*Task objective*. Exactly the lines from the start of the data below through the line that contains "length: columns *" are to be copied, with pictures left out.

*Recorded information*.
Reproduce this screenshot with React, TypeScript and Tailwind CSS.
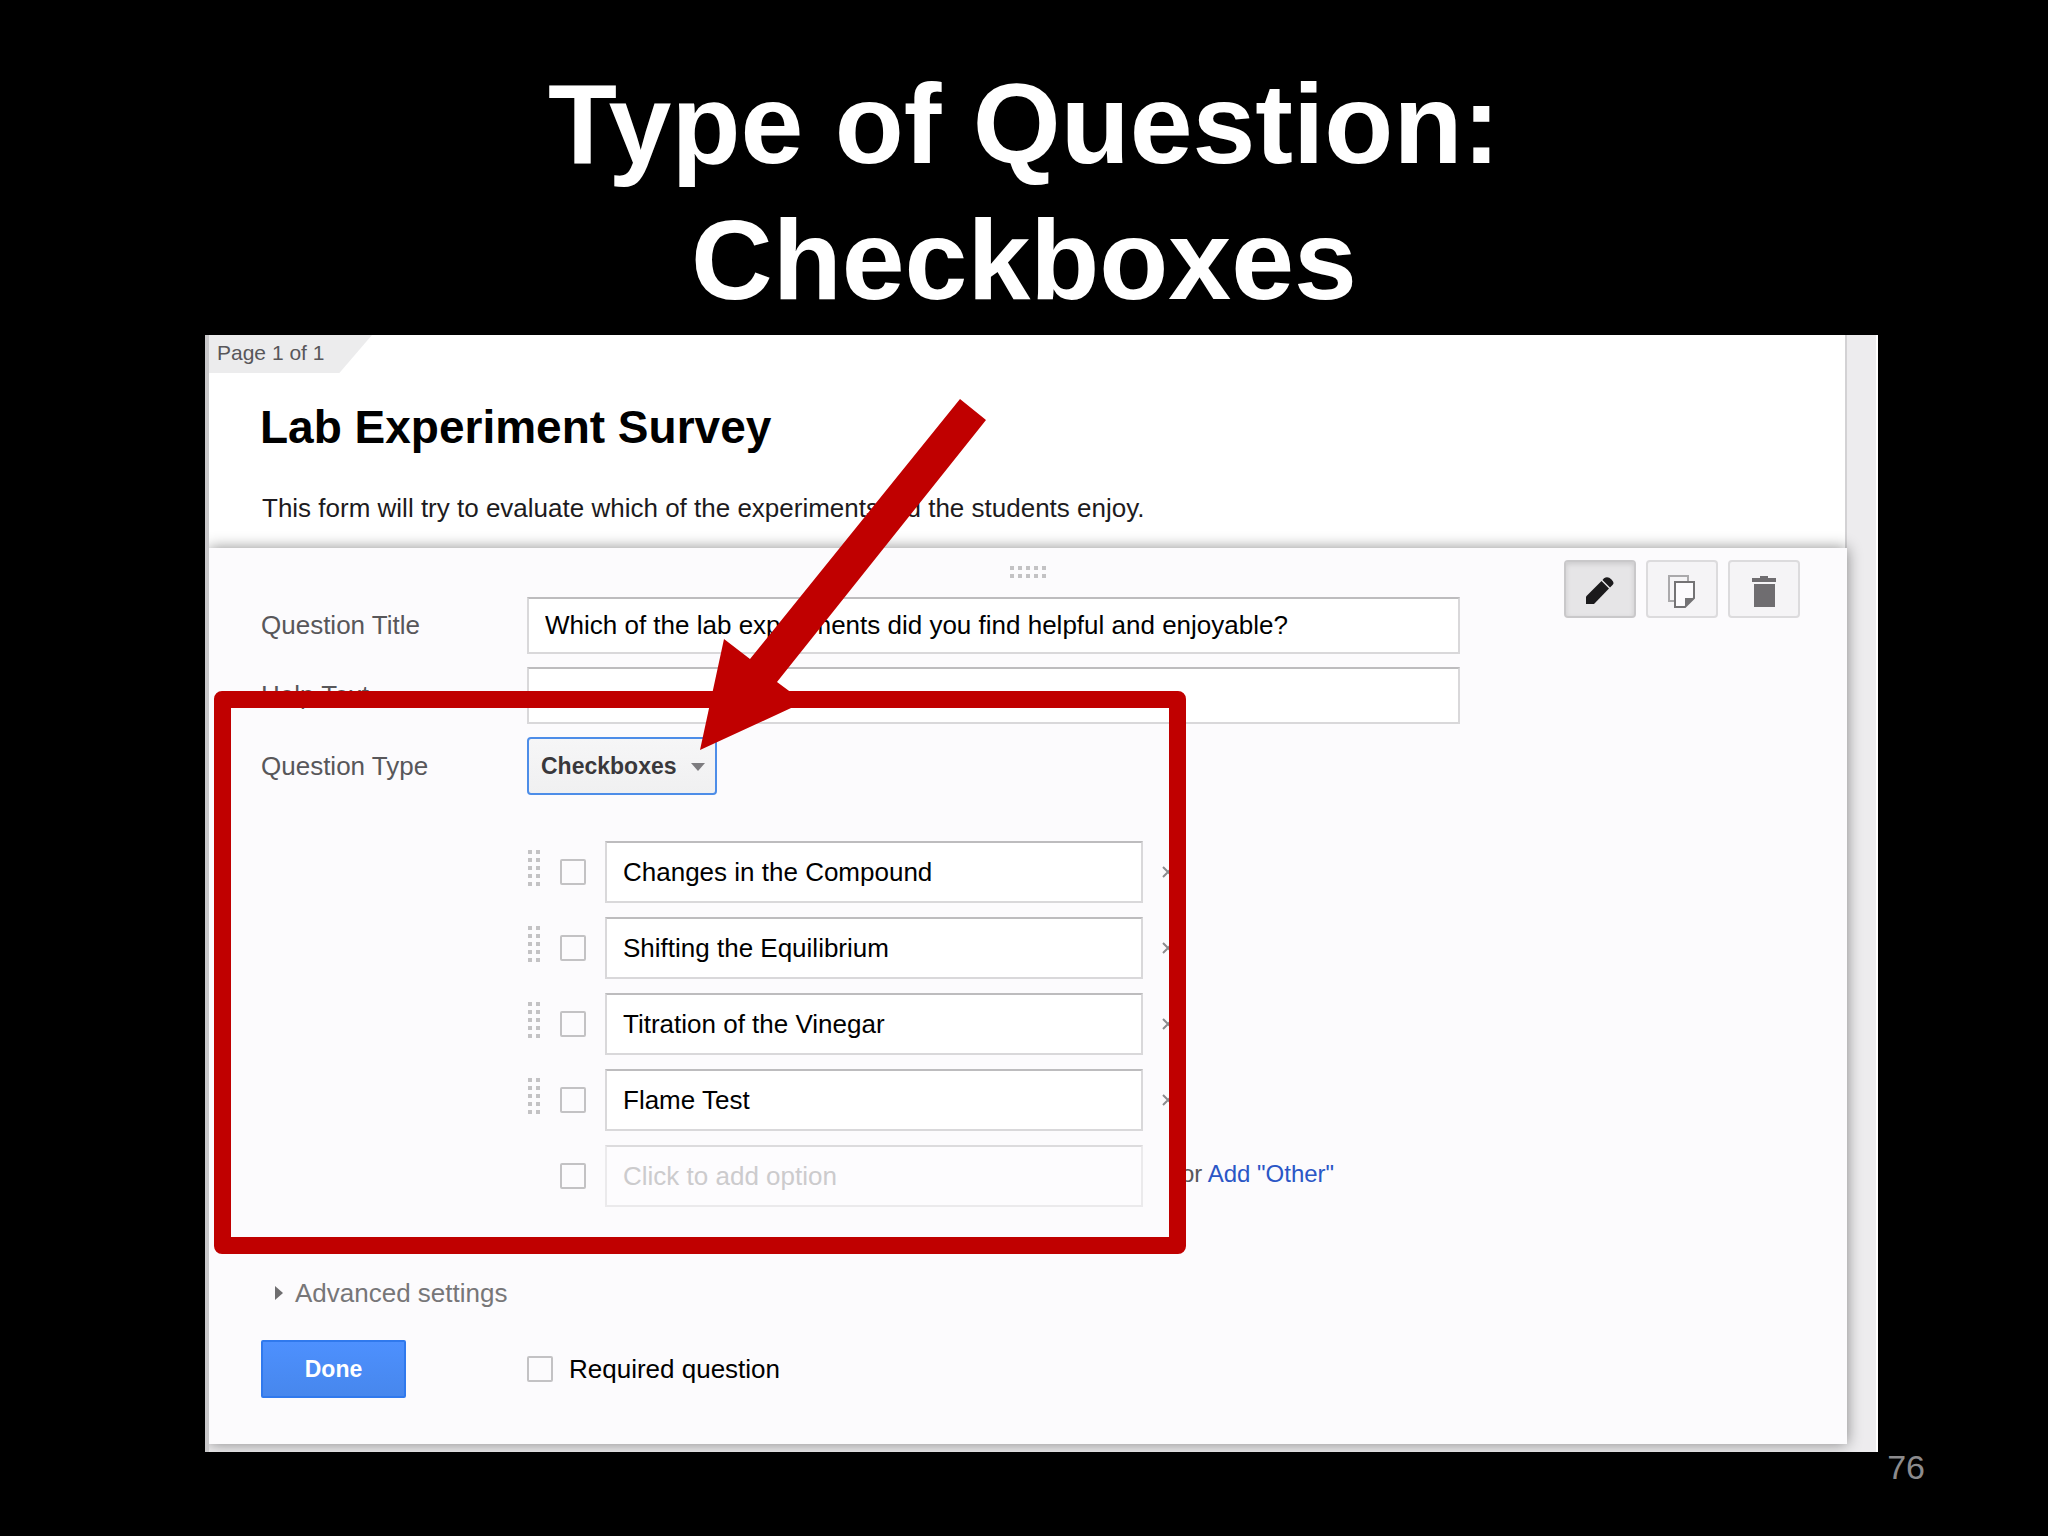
import { useState } from "react";

const INITIAL_OPTIONS = [
  "Changes in the Compound",
  "Shifting the Equilibrium",
  "Titration of the Vinegar",
  "Flame Test",
];

const QUESTION_TYPES = ["Checkboxes", "Text", "Multiple choice", "Scale", "Grid"];

interface DotGridProps {
  readonly columns: number;
  readonly rows: number;
}

/** Dotted drag handle, 4px dots on an 8px pitch. */
function DotGrid({ columns, rows }: DotGridProps) {
  const dots = Array.from({ length: columns * rows }, (_, i) => i);

  return (
    <svg
      width={columns * 8 - 4}
      height={rows * 8 - 4}
      className="block shrink-0 fill-[#c3c2c4]"
      aria-hidden
    >
      {dots.map((i) => (
        <rect key={i} x={(i % columns) * 8} y={Math.floor(i / columns) * 8} width="4" height="4" />
      ))}
    </svg>
  );
}

function PencilIcon() {
  return (
    <svg width="28" height="28" viewBox="0 0 28 28" fill="#1b1a1c" aria-hidden>
      <path d="M0 19.5 15.5 4l7.5 7.5L8 27H0z" />
      <path d="M16.5 3 18 1.2Q22-1 25.5 2.5T26.5 8L24 10.5z" />
    </svg>
  );
}

function CopyIcon() {
  return (
    <svg width="28" height="33" viewBox="0 0 28 33" fill="none" aria-hidden>
      <path d="M1 1h19v25H1z" stroke="#aaa9ab" strokeWidth="2" />
      <path d="M7 7h19v16l-9 9H7z" fill="#fcfbfd" stroke="#747375" strokeWidth="2" />
      <path d="M17 32v-9h9z" fill="#747375" />
    </svg>
  );
}

function TrashIcon() {
  return (
    <svg width="24" height="31" viewBox="0 0 24 31" fill="#6f6d70" aria-hidden>
      <path d="M8 0h8v2h8v4H0V2h8zM2 8h21v23H2z" />
    </svg>
  );
}

const TOOLS = [
  { label: "Edit", icon: <PencilIcon />, active: true },
  { label: "Duplicate", icon: <CopyIcon />, active: false },
  { label: "Delete", icon: <TrashIcon />, active: false },
];

const fieldClass =
  "border-2 border-[#d9d8da] border-t-[#bdbcbe] bg-white px-4 text-[26px] text-black outline-none";
const checkboxClass =
  "size-[26px] shrink-0 appearance-none rounded-xs border-2 border-[#c3c2c4] bg-[#fcfbfd] checked:bg-[#4a8cf7]";
const labelClass = "w-[266px] shrink-0 text-[26px] text-[#58575a]";

function OptionRows() {
  const [options, setOptions] = useState(INITIAL_OPTIONS);

  const rename = (index: number, value: string) => {
    setOptions(options.map((option, i) => (i === index ? value : option)));
  };

  return (
    <div className="mt-[46px] flex flex-col gap-3.5 pl-[267px]">
      {options.map((option, index) => (
        <div key={index} className="flex h-[62px] items-center">
          <div className="pb-2">
            <DotGrid columns={2} rows={5} />
          </div>
          <input type="checkbox" className={`ml-5 ${checkboxClass}`} aria-label={`Select option ${index + 1}`} />
          <input
            type="text"
            className={`ml-[19px] h-full w-[538px] ${fieldClass}`}
            aria-label={`Option ${index + 1}`}
            value={option}
            onChange={(e) => rename(index, e.target.value)}
          />
          <button
            type="button"
            className="ml-[19px]"
            aria-label={`Remove option ${index + 1}`}
            onClick={() => setOptions(options.filter((_, i) => i !== index))}
          >
            <svg width="12" height="12" viewBox="0 0 12 12" stroke="#8b8a8c" strokeWidth="2" aria-hidden>
              <path d="m1 1 10 10M11 1 1 11" />
            </svg>
          </button>
        </div>
      ))}
      <div className="flex h-[62px] items-center">
        <input type="checkbox" className={`ml-8 ${checkboxClass}`} aria-label="Select new option" />
        <input
          type="text"
          className="ml-[19px] h-full w-[538px] border-2 border-[#ebeaec] border-t-[#dcdbdd] bg-[#fdfcfe] px-4 text-[26px] outline-none placeholder:text-[#cccbcd]"
          aria-label="New option"
          placeholder="Click to add option"
        />
        <p className="ml-[38px] pb-1 text-2xl whitespace-nowrap text-[#58575a]">
          or{" "}
          <a href="#other" className="text-[#2a56c6]">
            Add "Other"
          </a>
        </p>
      </div>
    </div>
  );
}

function QuestionEditor() {
  const [title, setTitle] = useState("Which of the lab experiments did you find helpful and enjoyable?");

  return (
    <section className="relative bg-[#fcfbfd] pt-[49px] pr-12 pb-[46px] pl-[52px] shadow-[0_0_14px_rgba(0,0,0,0.45)]">
      <div className="absolute inset-x-0 top-[18px] flex justify-center">
        <DotGrid columns={5} rows={2} />
      </div>
      <div className="absolute top-3 right-[47px] flex gap-2.5">
        {TOOLS.map(({ label, icon, active }) => (
          <button
            key={label}
            type="button"
            aria-label={label}
            className={`flex h-[58px] w-[72px] items-center justify-center rounded-sm border-2 pt-1 ${
              active
                ? "border-[#c9c8ca] bg-[#e6e5e7] shadow-[inset_0_2px_5px_rgba(0,0,0,0.12)]"
                : "border-[#dcdbdd] bg-[#f5f4f6]"
            }`}
          >
            {icon}
          </button>
        ))}
      </div>

      <div className="flex flex-col gap-[13px] pr-[339px]">
        <div className="flex items-center">
          <label htmlFor="question-title" className={labelClass}>
            Question Title
          </label>
          <input
            id="question-title"
            type="text"
            className={`h-[57px] min-w-0 flex-1 ${fieldClass}`}
            value={title}
            onChange={(e) => setTitle(e.target.value)}
          />
        </div>
        <div className="flex items-center">
          <label htmlFor="help-text" className={labelClass}>
            Help Text
          </label>
          <input id="help-text" type="text" className={`h-[57px] min-w-0 flex-1 ${fieldClass}`} />
        </div>
        <div className="flex items-center">
          <label htmlFor="question-type" className={labelClass}>
            Question Type
          </label>
          <div className="relative">
            <select
              id="question-type"
              className="h-[58px] w-[190px] appearance-none rounded-sm border-2 border-[#4d8de8] bg-linear-to-b from-[#f6f6f7] to-[#f0f0f1] pl-3 text-[23px] font-bold text-[#39383b] outline-none"
            >
              {QUESTION_TYPES.map((type) => (
                <option key={type}>{type}</option>
              ))}
            </select>
            <svg
              width="14"
              height="8"
              viewBox="0 0 14 8"
              className="pointer-events-none absolute top-[26px] right-3"
              fill="#7d7c7f"
              aria-hidden
            >
              <path d="M0 0h14L7 8z" />
            </svg>
          </div>
        </div>
      </div>

      <OptionRows />

      <button type="button" className="mt-[67px] ml-3.5 flex items-center gap-3 text-[26px] leading-[38px] text-[#777678]">
        <svg width="8" height="14" viewBox="0 0 8 14" fill="#6f6e70" aria-hidden>
          <path d="M0 0v14l8-7z" />
        </svg>
        Advanced settings
      </button>

      <div className="mt-7 flex items-center">
        <button
          type="button"
          className="h-[58px] w-[145px] rounded-xs border-2 border-[#3079ed] bg-linear-to-b from-[#4d90fe] to-[#4787ed] text-[23px] font-bold text-white"
        >
          Done
        </button>
        <input id="required" type="checkbox" className={`ml-[121px] ${checkboxClass}`} />
        <label htmlFor="required" className="ml-4 text-[26px] text-black">
          Required question
        </label>
      </div>
    </section>
  );
}

function FormWindow() {
  return (
    <div className="relative overflow-hidden border-r-2 border-l-4 border-r-white border-l-[#c9c8ca] bg-[#edecee] pr-[29px] pb-2">
      <header className="h-[213px] border-r-2 border-[#d3d2d4] bg-white">
        <div className="h-[38px] w-[163px] bg-[#ececed] pl-2 text-[21px] leading-[36px] text-[#58575a] [clip-path:polygon(0_0,100%_0,80%_100%,0_100%)]">
          Page 1 of 1
        </div>
        <h2 className="mt-[27px] pl-[51px] text-[46px] leading-[54px] font-bold text-black">
          Lab Experiment Survey
        </h2>
        <p className="mt-[38px] pl-[53px] text-[26px] leading-[32px] text-[#1d1b20]">
          This form will try to evaluate which of the experiments did the students enjoy.
        </p>
      </header>
      <QuestionEditor />
    </div>
  );
}

/** Red frame and arrow drawn over the form. */
function Callout() {
  return (
    <>
      <div className="pointer-events-none absolute top-[356px] left-[9px] h-[563px] w-[972px] rounded-lg border-[17px] border-[#c00000]" />
      <svg
        width="286"
        height="352"
        viewBox="0 0 286 352"
        className="pointer-events-none absolute top-16 left-[495px] fill-[#c00000]"
        aria-hidden
      >
        <path d="M260 0 286 21 77 283l27 20L0 351 24 240l26 20z" />
      </svg>
    </>
  );
}

export default function App() {
  return (
    <main className="min-h-screen bg-black pt-14 font-['Liberation_Sans',Arial,sans-serif]">
      <h1 className="text-center text-[113px] leading-[136px] font-bold text-white">
        Type of Question:
        <br />
        Checkboxes
      </h1>
      <div className="relative mt-[7px] mr-[170px] ml-[205px]">
        <FormWindow />
        <Callout />
      </div>
      <footer className="pr-[123px] text-right text-[34px] leading-[30px] text-[#8c8b8d]">76</footer>
    </main>
  );
}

*Result*.
Reproduce this screenshot with React, TypeScript and Tailwind CSS.
import { useState } from "react";

const INITIAL_OPTIONS = [
  "Changes in the Compound",
  "Shifting the Equilibrium",
  "Titration of the Vinegar",
  "Flame Test",
];

const QUESTION_TYPES = ["Checkboxes", "Text", "Multiple choice", "Scale", "Grid"];

interface DotGridProps {
  readonly columns: number;
  readonly rows: number;
}

/** Dotted drag handle, 4px dots on an 8px pitch. */
function DotGrid({ columns, rows }: DotGridProps) {
  const dots = Array.from({ length: columns * rows }, (_, i) => i);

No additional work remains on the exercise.